Search the material for the word "code" and report each line where it turns up.

A run of records:
○ ○ ○ ○ ○

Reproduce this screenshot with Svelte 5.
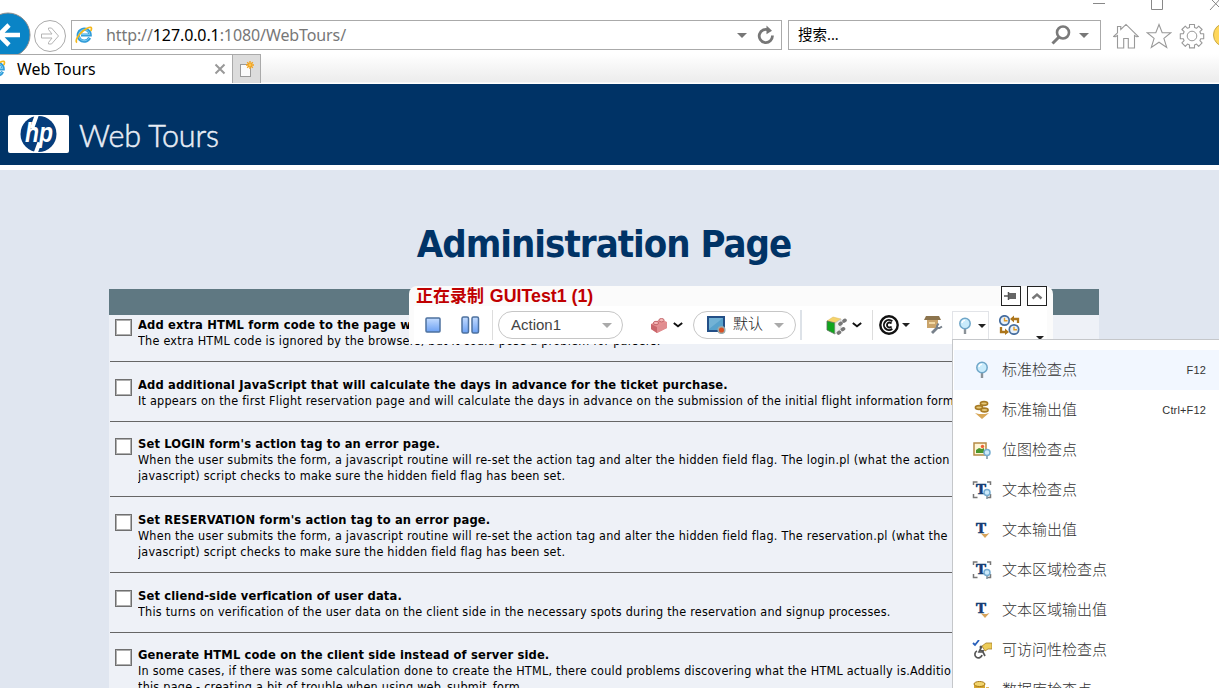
<script>
  const options = [
    { title: 'Add extra HTML form code to the page w', lines: ['The extra HTML code is ignored by the browsers, but it could pose a problem for parsers.'] },
    { title: 'Add additional JavaScript that will calculate the days in advance for the ticket purchase.', lines: ['It appears on the first Flight reservation page and will calculate the days in advance on the submission of the initial flight information form'] },
    { title: "Set LOGIN form's action tag to an error page.", lines: ['When the user submits the form, a javascript routine will re-set the action tag and alter the hidden field flag. The login.pl (what the action', 'javascript) script checks to make sure the hidden field flag has been set.'] },
    { title: "Set RESERVATION form's action tag to an error page.", lines: ['When the user submits the form, a javascript routine will re-set the action tag and alter the hidden field flag. The reservation.pl (what the', 'javascript) script checks to make sure the hidden field flag has been set.'] },
    { title: 'Set cliend-side verfication of user data.', lines: ['This turns on verification of the user data on the client side in the necessary spots during the reservation and signup processes.'] },
    { title: 'Generate HTML code on the client side instead of server side.', lines: ['In some cases, if there was some calculation done to create the HTML, there could problems discovering what the HTML actually is.Additio', 'this page - creating a bit of trouble when using web_submit_form.'] }
  ];
  const menu = [
    { icon: 'pin', label: '标准检查点', key: 'F12' },
    { icon: 'coins', label: '标准输出值', key: 'Ctrl+F12' },
    { icon: 'bitmap', label: '位图检查点' },
    { icon: 'textcheck', label: '文本检查点' },
    { icon: 'textout', label: '文本输出值' },
    { icon: 'textcheck', label: '文本区域检查点' },
    { icon: 'textout', label: '文本区域输出值' },
    { icon: 'access', label: '可访问性检查点' },
    { icon: 'db', label: '数据库检查点' }
  ];
</script>

{#snippet ie()}
  <svg class="ie" width="18" height="18" viewBox="0 0 18 18">
    <path d="M14.600 11.800A6 6 0 1 1 15.200 9H6" fill="none" stroke="#2f9bd8" stroke-width="3.200" />
    <path d="M14.200 11.800A5.600 5.600 0 1 1 14.800 8.600H6" fill="none" stroke="#7ccdf3" stroke-width="1" />
    <path d="M2 16.600C-.5 15 3.500 8.500 8 5s8.500-5 8.500-2.500c0 1-.3 1.800-.8 2.700" fill="none" stroke="#f4b81c" stroke-width="1.700" />
  </svg>
{/snippet}

{#snippet pin()}
  <path d="M9 11v6" stroke="#8b9298" stroke-width="2.400" />
  <circle cx="9" cy="6.500" r="5.200" fill="#c9ebfb" stroke="#6fa6c8" stroke-width="1.500" />
  <path d="M6 6a3 3 0 0 1 3-2.600" stroke="#fff" stroke-width="1.400" fill="none" />
{/snippet}

{#snippet chevron()}
  <svg width="10" height="6" viewBox="0 0 10 6"><path d="M.8 1 5 4.300 9.200 1" fill="none" stroke="#111" stroke-width="1.900" /></svg>
{/snippet}

{#snippet smallpin()}
  <path d="M14 14v4" stroke="#8196a2" stroke-width="1.600" />
  <circle cx="14" cy="11.500" r="3" fill="#cdeafa" stroke="#75acd0" stroke-width="1.500" />
{/snippet}

<div class="page">
  <header class="chrome">
    <div class="toolbar">
      <svg class="back" width="31" height="54" viewBox="0 0 31 54">
        <circle cx="8" cy="35" r="22" fill="#0a84c6" stroke="#8b8b8b" />
        <path d="M20 35H1M9 25-1 35l10 10" fill="none" stroke="#fff" stroke-width="4.600" />
      </svg>
      <svg class="forward" width="34" height="34" viewBox="0 0 34 34">
        <circle cx="17" cy="17" r="15.500" fill="#fff" stroke="#aaa" />
        <path d="M8.500 15H19l-3.500-4.500V9h3l7 8-7 8h-3v-1.500L19 19H8.500z" fill="none" stroke="#b4b4b4" />
      </svg>
      <div class="address">
        {@render ie()}
        <span class="url">http://<b>127.0.0.1</b>:1080/WebTours/</span>
        <i class="down"></i>
        <svg class="reload" width="18" height="20" viewBox="0 0 18 20">
          <path d="M15.400 10.500A6.600 6.600 0 1 1 12 5.200" fill="none" stroke="#777" stroke-width="2.800" />
          <path d="M9.500.500 15 5.700 9.500 9.200z" fill="#777" />
        </svg>
      </div>
      <div class="search">
        <span>搜索...</span>
        <svg width="20" height="20" viewBox="0 0 20 20"><circle cx="12" cy="7.500" r="6" fill="none" stroke="#7a7a7a" stroke-width="2.600" /><path d="M8 12l-6.500 6.500" stroke="#7a7a7a" stroke-width="3" /></svg>
        <i class="down"></i>
      </div>
      <div class="tools">
        <svg width="26" height="26" viewBox="0 0 26 26"><path d="M.7 13.500 4.500 9.800V3.500h3.300v3L13 1.400l12.300 12.100-1.800.2-2-1.200V25h-6.200v-9.500h-4.600V25H4.500V12.500l-2 1.200z" fill="none" stroke="#999" stroke-width="1.100" /></svg>
        <svg width="26" height="26" viewBox="0 0 26 26"><path d="m13 1.500 3.200 8.300h8.600l-6.900 5.600 2.800 9L13 19.200l-7.700 5.200 2.800-9-6.900-5.600h8.600z" fill="none" stroke="#999" stroke-width="1.100" /></svg>
        <svg width="26" height="26" viewBox="0 0 26 26"><path d="M10.500 1.500h5v3l2 .8 2.200-2.200 3.400 3.400-2.200 2.200.8 2h3v5h-3l-.8 2 2.200 2.200-3.400 3.400-2.200-2.200-2 .8v3h-5v-3l-2-.8-2.200 2.200-3.400-3.400 2.200-2.200-.8-2h-3v-5h3l.8-2-2.200-2.200 3.400-3.400 2.200 2.200 2-.8z" fill="none" stroke="#999" stroke-width="1.100" stroke-linejoin="round" /><circle cx="13" cy="13" r="4.800" fill="none" stroke="#999" /></svg>
        <i class="smile"></i>
      </div>
      <svg class="window" width="130" height="12" viewBox="0 0 130 12"><path d="M4 3.500h12M62.500-2v11.500h11V-2M121-2l11 11M121 10l11-12" fill="none" stroke="#888" /></svg>
    </div>
    <div class="tabs">
      <div class="tab">
        {@render ie()}
        <span>Web Tours</span>
        <svg width="12" height="12" viewBox="0 0 12 12"><path d="m1.500 1.500 9 9m0-9-9 9" stroke="#999" stroke-width="2" /></svg>
      </div>
      <div class="newtab">
        <svg width="16" height="18" viewBox="0 0 16 18"><rect x="1.500" y="4.500" width="10" height="12" fill="#fafafa" stroke="#999" /><path d="M11 1v8M7 5h8M8.200 2.200l5.600 5.600M13.800 2.200 8.200 7.800" stroke="#f2a31d" stroke-width="1.400" /><circle cx="11" cy="5" r="1.400" fill="#ffc44a" /></svg>
      </div>
    </div>
  </header>

  <div class="banner">
    <svg width="62" height="38" viewBox="0 0 62 38">
      <rect width="61" height="38" rx="2" fill="#fff" />
      <circle cx="30.500" cy="19" r="18" fill="#063d7c" />
      <path d="m29-.5-5 14M27.500 38.500l4-11" stroke="#fff" stroke-width="4" />
      <text x="17" y="27" font-family="Liberation Sans" font-size="28" font-weight="bold" font-style="italic" fill="#fff" textLength="28" lengthAdjust="spacingAndGlyphs">hp</text>
    </svg>
    <span>Web Tours</span>
  </div>

  <main>
    <h1>Administration Page</h1>
    <div class="table">
      <div class="thead"></div>
      {#each options as option}
        <div class="option">
          <span class="box"></span>
          <div class="copy">
            <b>{option.title}</b>
            {#each option.lines as line}<p>{line}</p>{/each}
          </div>
        </div>
      {/each}
    </div>
  </main>

  <section class="recorder">
    <div class="rec-head">
      <strong>正在录制 <em>GUITest1 (1)</em></strong>
      <span class="rec-btn"><svg width="14" height="10" viewBox="0 0 14 10"><path d="M0 5h4M4.500 1v8" stroke="#555" stroke-width="1.500" /><rect x="5" y="2" width="7" height="6" fill="#666" /></svg></span>
      <span class="rec-btn"><svg width="12" height="8" viewBox="0 0 12 8"><path d="m1.500 6.500 4.500-4 4.500 4" fill="none" stroke="#777" stroke-width="2.400" /></svg></span>
    </div>
    <div class="rec-body">
      <svg class="stop" width="16" height="16" viewBox="0 0 16 16"><defs><linearGradient id="blue" x2="0" y2="1"><stop stop-color="#c4dcff" /><stop offset="1" stop-color="#6ba0f3" /></linearGradient></defs><rect x="1" y="1" width="14" height="14" rx="1" fill="url(#blue)" stroke="#4d719f" stroke-width="1.500" /></svg>
      <svg class="pause" width="19" height="18" viewBox="0 0 19 18"><rect x="1" y="1" width="6.500" height="16" rx="1.500" fill="url(#blue)" stroke="#4d719f" stroke-width="1.500" /><rect x="11" y="1" width="6.500" height="16" rx="1.500" fill="url(#blue)" stroke="#4d719f" stroke-width="1.500" /></svg>
      <i class="sep s1"></i>
      <div class="pill action"><span>Action1</span><i class="down"></i></div>
      <svg class="brick" width="18" height="17" viewBox="0 0 18 17"><path d="m1 7 10-5 6 3v6L7 16l-6-4z" fill="#e58f91" /><path d="m1 7 6 3v6l-6-4z" fill="#c9666b" /><path d="M7 10v6l10-5V5z" fill="#e08d90" /><ellipse cx="6" cy="6" rx="2.600" ry="1.700" fill="#f4b7b7" stroke="#c4686c" /><ellipse cx="11.500" cy="3.200" rx="2.600" ry="1.700" fill="#f4b7b7" stroke="#c4686c" /></svg>
      <span class="chev c1">{@render chevron()}</span>
      <div class="pill mode">
        <svg width="20" height="18" viewBox="0 0 20 18"><rect x="1" y="1" width="16" height="14" fill="#58a2cc" stroke="#234f87" stroke-width="2" /><path d="M2 2h14L2 13z" fill="#83bddb" opacity=".6" /><circle cx="14.500" cy="14" r="3.300" fill="#d95124" stroke="#9aa" stroke-width="1.500" /></svg>
        <span>默认</span><i class="down"></i>
      </div>
      <i class="sep wide s2"></i>
      <svg class="cube" width="21" height="19" viewBox="0 0 21 19"><path d="m1 5 6-4 8 2-5 4z" fill="#f6d36a" stroke="#d9b65a" stroke-width=".5" /><path d="m1 5 8 2v11l-8-4z" fill="#11a51d" stroke="#59705a" stroke-width=".8" /><path d="m9 7 6-4v10l-6 5z" fill="#eee" stroke="#bbb" stroke-width=".7" /><path d="m14 8 1-.7M18 5l1-.7M12.500 17l1-.7M16.500 13.500l1-.7" stroke="#777" stroke-width="3.600" stroke-linecap="round" /></svg>
      <span class="chev c2">{@render chevron()}</span>
      <i class="sep s3"></i>
      <svg class="target" width="20" height="20" viewBox="0 0 20 20"><circle cx="10" cy="10" r="8.700" fill="none" stroke="#111" stroke-width="2.400" /><path d="M13.300 6.300a5 5 0 1 0 0 7.400M12.500 8.500a2.500 2.500 0 1 0 0 3" fill="none" stroke="#111" stroke-width="1.900" /></svg>
      <i class="down black d1"></i>
      <svg class="boxtool" width="19" height="18" viewBox="0 0 19 18"><path d="M2 0h13l2 4H0z" fill="#8c744d" /><path d="M3 4h11v8H3z" fill="#caa46b" /><path d="M5 6h6v2H5z" fill="#f1d8a5" /><path d="m8 17 6-6" stroke="#77808a" stroke-width="2.800" /><path d="M14.500 7.500 13 10v2h2.500l2.500-1.500" stroke="#77808a" stroke-width="2" fill="none" /></svg>
      <div class="checkbtn"><svg width="18" height="18" viewBox="0 0 18 18">{@render pin()}</svg><i class="down black"></i></div>
      <svg class="clocks" width="21" height="20" viewBox="0 0 21 20"><g fill="#e6f0fa" stroke="#476e9f" stroke-width="1.700"><circle cx="5.500" cy="5.500" r="4.700" /><circle cx="15" cy="14.500" r="4.700" /></g><path d="M5.500 2.800v3h3M15 11.800v3h3" stroke="#e39c24" stroke-width="1.400" fill="none" /><path d="M19 8V4h-5M2 12v5h5" stroke="#ad761b" stroke-width="2.300" fill="none" /><path d="m15 .5-4 3.500 4 3.500zM6 13.500l4 3.500-4 3z" fill="#ad761b" /></svg>
      <i class="down black more"></i>
    </div>
  </section>

  <nav class="menu">
    {#each menu as item, i}
      <div class="item" class:active={i === 0}>
        <svg width="20" height="20" viewBox="-1 -1 20 20">
          {#if item.icon === 'pin'}
            {@render pin()}
          {:else if item.icon === 'coins'}
            <g fill="#e6c878" stroke="#a77b26" stroke-width="1.600"><ellipse cx="11" cy="2.500" rx="3.600" ry="1.900" /><ellipse cx="6" cy="6.500" rx="3.600" ry="1.900" /><ellipse cx="11.500" cy="9" rx="3.600" ry="1.900" /></g><path d="m2 12 4 1h6l4-1-7 6z" fill="#d8a756" />
          {:else if item.icon === 'bitmap'}
            <rect x="1" y="2" width="12" height="12" fill="#fff5d5" stroke="#b58b46" stroke-width="1.500" /><path d="M3 11V9l3-2 3 1 2-1v5H3z" fill="#49962c" /><circle cx="9.500" cy="5.500" r="1.700" fill="#ef6338" />{@render smallpin()}
          {:else if item.icon === 'textcheck'}
            <path d="M.5 4V1h4M14 1h3.500v3M.5 13v3.500h4M14 16.500h3.500V13" fill="none" stroke="#777" stroke-width="1.500" /><text x="3" y="12.500" class="tee">T</text>{@render smallpin()}
          {:else if item.icon === 'textout'}
            <text x="3" y="12" class="tee">T</text><path d="m7.500 12 3 1h3l3-1-4.500 5z" fill="#d8a45a" />
          {:else if item.icon === 'access'}
            <path d="m0 2 2 2 4-5" fill="none" stroke="#285fba" stroke-width="1.800" /><circle cx="8" cy="6" r="1.500" fill="#555" /><path d="m8 7-2 4h4l2 4M7 9l4 1M4 10a3.600 3.600 0 1 0 5 4" fill="none" stroke="#555" stroke-width="1.700" /><path d="m9 5 4-3h6v6h-4l-3 2z" fill="#edcc58" stroke="#a6802c" stroke-width=".8" />
          {:else}
            <path d="M1 2v14h11V2" fill="#d8a72e" /><ellipse cx="6.500" cy="3" rx="5.500" ry="2.500" fill="#f2d46c" stroke="#a77818" /><path d="M13 6h3v8h-3z" fill="#e2b65b" />
          {/if}
        </svg>
        <span>{item.label}</span>
        {#if item.key}<kbd>{item.key}</kbd>{/if}
      </div>
    {/each}
  </nav>
</div>

<style>
  .page { position: relative; width: 1219px; height: 688px; overflow: hidden; background: #e0e6f0; font-family: 'Noto Sans', 'Noto Sans CJK SC', sans-serif; }
  .page :global(svg) { flex: none; display: block; }
  .page * { box-sizing: border-box; }
  .chrome { height: 84px; background: linear-gradient(#fff 54px, #ececec 82px, #fff 83px); }
  .toolbar { display: flex; height: 54px; position: relative; }
  .forward { margin: 19px 0 0 2px; }
  .address, .search { display: flex; flex: none; align-items: center; height: 30px; margin-top: 20px; border: 1px solid #aaa; background: #fff; }
  .address { width: 711px; margin-left: 4px; padding: 0 6px 0 3px; }
  .url { margin-left: 13px; font-size: 16px; color: #777; flex: 1; white-space: nowrap; letter-spacing: -.1px; }
  .url b { font-weight: 400; color: #000; }
  .down { width: 0; height: 0; flex: none; border: 5px solid transparent; border-top-color: #777; border-bottom: 0; }
  .reload { margin-left: 10px; }
  .search { width: 313px; margin-left: 6px; padding: 0 11px 0 9px; font-size: 14.500px; }
  .search span { flex: 1; line-height: 20px; margin-top: -2px; }
  .search svg { margin-right: 8px; }
  .tools { display: flex; gap: 7px; margin: 23px 0 0 12px; }
  .smile { width: 24px; height: 24px; border-radius: 50%; background: #ffd75a; border: 1px solid #c8a94a; margin-left: 1px; flex: none; }
  .window { position: absolute; right: 0; top: 0; }
  .tabs { display: flex; height: 30px; }
  .tab { display: flex; align-items: center; width: 232px; height: 29px; background: #fff; border-top: 1px solid #aaa; font-size: 15.900px; padding-right: 6px; }
  .tab :global(.ie) { margin: 0 11px 0 -12px; }
  .tab span { flex: 1; }
  .newtab { width: 29px; height: 29px; border: 1px solid #aaa; border-bottom: 0; background: #dcdcdc; padding: 5px 0 0 6px; }
  .banner { height: 86px; background: #003366; border-bottom: 5px solid #fff; display: flex; padding: 31px 0 0 8px; color: #e8edf5; }
  .banner span { font: 300 30.500px/40px Lato, sans-serif; margin: 0 0 0 9px; letter-spacing: -.1px; -webkit-text-stroke: .5px #e8edf5; }
  main { padding-left: 109px; }
  h1 { margin: 0; padding: 49px 0 0; width: 990px; height: 119px; text-align: center; font: bold 38px/50px 'DejaVu Sans Condensed', 'DejaVu Sans', sans-serif; font-stretch: condensed; color: #003366; letter-spacing: -1px; }
  .table { width: 990px; background: #eef1f7; }
  .thead { height: 26px; background: #5f7882; }
  .option { display: flex; padding: 2px 0 12px 6px; border-bottom: 1px solid #666; margin: 0 1px; }
  .option + .option { padding-top: 14.400px; }
  .box { width: 17px; height: 17px; border: 1.500px solid #707070; background: #fff; flex: none; margin: 2px 6px 0 -1px; outline: 1px solid #b0b0b0; outline-offset: -2px; }
  .copy { white-space: nowrap; overflow: hidden; font: 12.500px/16.100px 'DejaVu Sans Condensed', 'DejaVu Sans', sans-serif; font-stretch: condensed; letter-spacing: .235px; color: #000; }
  .copy b { display: block; font-size: 12.800px; letter-spacing: .16px; }
  .copy p { margin: 0; }
  .recorder { position: absolute; left: 409px; top: 286px; width: 644px; height: 58px; border-radius: 8px 8px 0 0; background: #fbfbfb; }
  .rec-head { height: 20px; display: flex; padding: 0 6px 0 7px; gap: 6px; }
  .rec-head strong { flex: 1; color: #c00000; font: bold 17px/18px 'Noto Sans CJK SC', sans-serif; }
  .rec-head em { font: bold 17.800px/18px 'Liberation Sans', sans-serif; margin-left: 2px; }
  .rec-btn { width: 20px; height: 20px; border: 1px solid #222; background: #fff; display: grid; place-items: center; }
  .rec-body { position: relative; height: 38px; margin: 0 6px 0 5px; background: #fff; display: flex; align-items: center; }
  .stop { margin-left: 11px; }
  .pause { margin-left: 20px; }
  .sep { width: 1px; height: 30px; background: #ddd; flex: none; }
  .sep.wide { width: 2px; background: #dde2e8; }
  .s1 { margin: 0 5px 0 12px; }
  .pill { height: 28px; border: 1.500px solid #c6c6c6; border-radius: 14px; display: flex; align-items: center; flex: none; font-size: 15px; color: #444; }
  .pill .down { border-top-color: #aaa; }
  .action { width: 125px; padding: 0 10px 0 12px; font-family: 'Liberation Sans', sans-serif; }
  .action span { flex: 1; margin-top: -1px; }
  .brick { margin-left: 27px; }
  .c1 { margin: 0 10px 0 5px; }
  .mode { width: 103px; padding: 0 11px 0 13px; }
  .mode span { flex: 1; margin: -4px 0 0 6px; white-space: nowrap; font: 300 15px/20px 'Noto Sans CJK SC', sans-serif; color: #222; }
  .s2 { margin-left: 4px; }
  .cube { margin-left: 24px; }
  .c2 { margin: 0 10px 0 5px; }
  .target { margin-left: 6px; }
  .down.black { border-top-color: #222; border-width: 4px 4px 0; }
  .d1 { margin-left: 3px; }
  .boxtool { margin-left: 14px; }
  .checkbtn { width: 37px; height: 28px; margin: 0 0 0 9px; border: 1px solid #e2e4e8; border-bottom: 0; display: flex; align-items: center; gap: 4px; padding-left: 3px; }
  .clocks { margin-left: 10px; }
  .more { position: absolute; right: 7px; top: 30px; margin-right: -4px; }
  .menu { position: absolute; left: 952px; top: 339px; width: 267px; height: 349px; overflow: hidden; background: #fff; border: 1px solid #c5c7ca; border-width: 1px 0 0 1px; padding-top: 10px; }
  .item { height: 40px; display: flex; align-items: center; padding: 0 13px 0 18px; margin-left: 1px; font: 15px/20px 'Noto Sans CJK SC', sans-serif; font-weight: 300; color: #333; }
  .item.active { background: #f2f7ff; }
  .item span { margin: -2px 0 0 10px; flex: 1; }
  kbd { font: 11px 'Liberation Sans', sans-serif; color: #333; letter-spacing: .15px; }
  .tee { font: bold 15px 'Liberation Serif', serif; fill: #153d73; stroke: #153d73; stroke-width: .7px; }
</style>
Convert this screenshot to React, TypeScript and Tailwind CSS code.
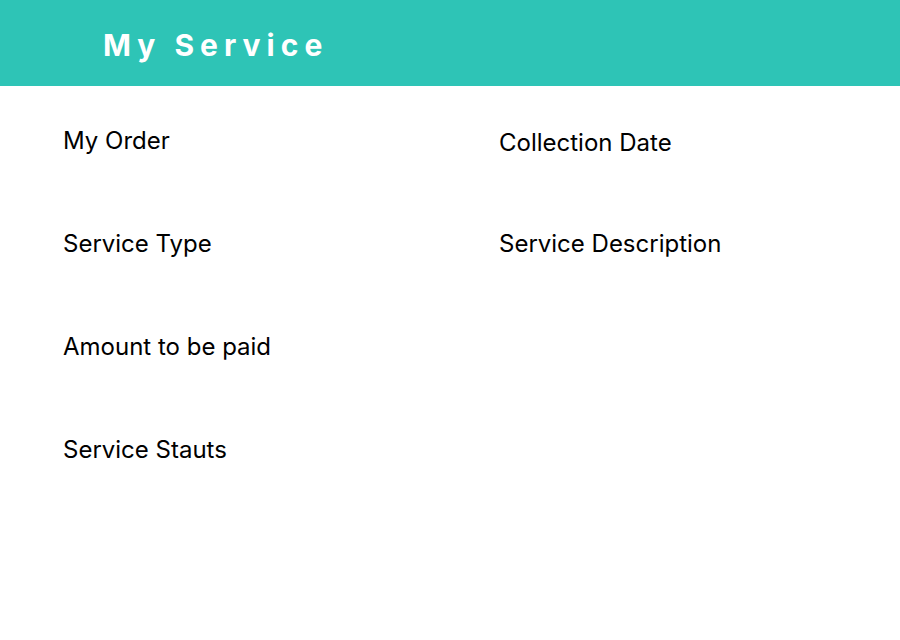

○ ○ ○ ○ ○

**Result:**
    { title: 'Add extra HTML form code to the page w', lines: ['The extra HTML code is ignored by the browsers, but it could pose a problem for parsers.'] },
    { title: 'Generate HTML code on the client side instead of server side.', lines: ['In some cases, if there was some calculation done to create the HTML, there could problems discovering what the HTML actually is.Additio', 'this page - creating a bit of trouble when using web_submit_form.'] }
Convert this screenshot to React, TypeScript and Tailwind CSS code.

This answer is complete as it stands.